Use Influencer Marketing by Sprout Social, our all-in-one influencer management platform, to discover new influencers on Instagram Reels, YouTube Shorts and emerging platforms like Snapchat. Browse influencers’ engagement rate by platform, and learn more about them and their audience to decide if they’re the right fit for your brand.

And remember: Partnering with TikTok influencers outside of the US is still an option for international brands. Finding them will be much more difficult for social teams headquartered in the US without solutions like Influencer Marketing.

The Influencer Marketing by Sprout Social interface where you can see engagement rate by platform for different influencers

Amplifying your brand shouldn’t stop with influencers. Your employees are your hidden asset when it comes to directing audiences to your content without additional paid spend—offsetting awareness gaps created by the TikTok ban.

Use Employee Advocacy by Sprout Social to empower your employees to become brand advocates. Directly from the Advocacy platform, they can share pre-approved message ideas with their networks—multiplying your reach exponentially.
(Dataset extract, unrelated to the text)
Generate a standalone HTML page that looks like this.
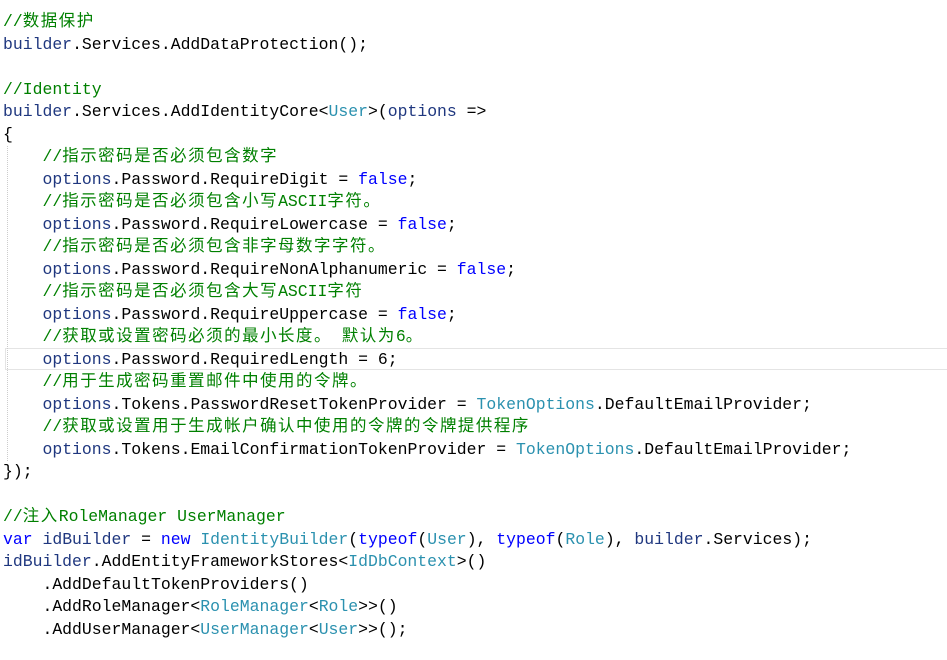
<!DOCTYPE html>
<html><head><meta charset="utf-8"><style>
html,body{margin:0;padding:0;background:#fff;width:947px;height:660px;overflow:hidden}
pre{margin:0;position:absolute;left:3px;top:11px;font-family:"Liberation Mono","Noto Sans CJK SC",monospace;font-size:16.45px;line-height:22.5px;color:#000}
.c{color:#008000}.k{color:#0000ff}.t{color:#2b91af}.v{color:#1f377f}
i{font-style:normal;letter-spacing:1.55px}
.cur{position:absolute;left:5px;top:348px;width:950px;height:22px;border:1px solid #e4e4e4;box-sizing:border-box}
.g{position:absolute;left:7px;top:146px;height:315px;border-left:1px dotted #ccc}
</style></head><body>
<div class="cur"></div><div class="g"></div>
<pre><span class="c">//<i>数据保护</i></span>
<span class="v">builder</span>.Services.AddDataProtection();

<span class="c">//Identity</span>
<span class="v">builder</span>.Services.AddIdentityCore&lt;<span class="t">User</span>&gt;(<span class="v">options</span> =&gt;
{
    <span class="c">//<i>指示密码是否必须包含数字</i></span>
    <span class="v">options</span>.Password.RequireDigit = <span class="k">false</span>;
    <span class="c">//<i>指示密码是否必须包含小写</i>ASCII<i>字符。</i></span>
    <span class="v">options</span>.Password.RequireLowercase = <span class="k">false</span>;
    <span class="c">//<i>指示密码是否必须包含非字母数字字符。</i></span>
    <span class="v">options</span>.Password.RequireNonAlphanumeric = <span class="k">false</span>;
    <span class="c">//<i>指示密码是否必须包含大写</i>ASCII<i>字符</i></span>
    <span class="v">options</span>.Password.RequireUppercase = <span class="k">false</span>;
    <span class="c">//<i>获取或设置密码必须的最小长度。</i> <i>默认为</i>6<i>。</i></span>
    <span class="v">options</span>.Password.RequiredLength = 6;
    <span class="c">//<i>用于生成密码重置邮件中使用的令牌。</i></span>
    <span class="v">options</span>.Tokens.PasswordResetTokenProvider = <span class="t">TokenOptions</span>.DefaultEmailProvider;
    <span class="c">//<i>获取或设置用于生成帐户确认中使用的令牌的令牌提供程序</i></span>
    <span class="v">options</span>.Tokens.EmailConfirmationTokenProvider = <span class="t">TokenOptions</span>.DefaultEmailProvider;
});

<span class="c">//<i>注入</i>RoleManager UserManager</span>
<span class="k">var</span> <span class="v">idBuilder</span> = <span class="k">new</span> <span class="t">IdentityBuilder</span>(<span class="k">typeof</span>(<span class="t">User</span>), <span class="k">typeof</span>(<span class="t">Role</span>), <span class="v">builder</span>.Services);
<span class="v">idBuilder</span>.AddEntityFrameworkStores&lt;<span class="t">IdDbContext</span>&gt;()
    .AddDefaultTokenProviders()
    .AddRoleManager&lt;<span class="t">RoleManager</span>&lt;<span class="t">Role</span>&gt;&gt;()
    .AddUserManager&lt;<span class="t">UserManager</span>&lt;<span class="t">User</span>&gt;&gt;();</pre>
</body></html>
The Employee Advocacy by Sprout Social user interface where you can see the For You feed, the single stream of shareable Stories for employees

What’s next: Adapting through the US TikTok ban

Navigating the US TikTok ban requires brands to be nimble, strategic and proactive. By diversifying your platform presence, building a resilient content ecosystem and using data-driven insights to inform your decisions, you can adapt to this seismic shift and maintain audience engagement.

We will continue to keep our customers updated about the evolving state of the US TikTok ban and what it means for Sprout’s functionality.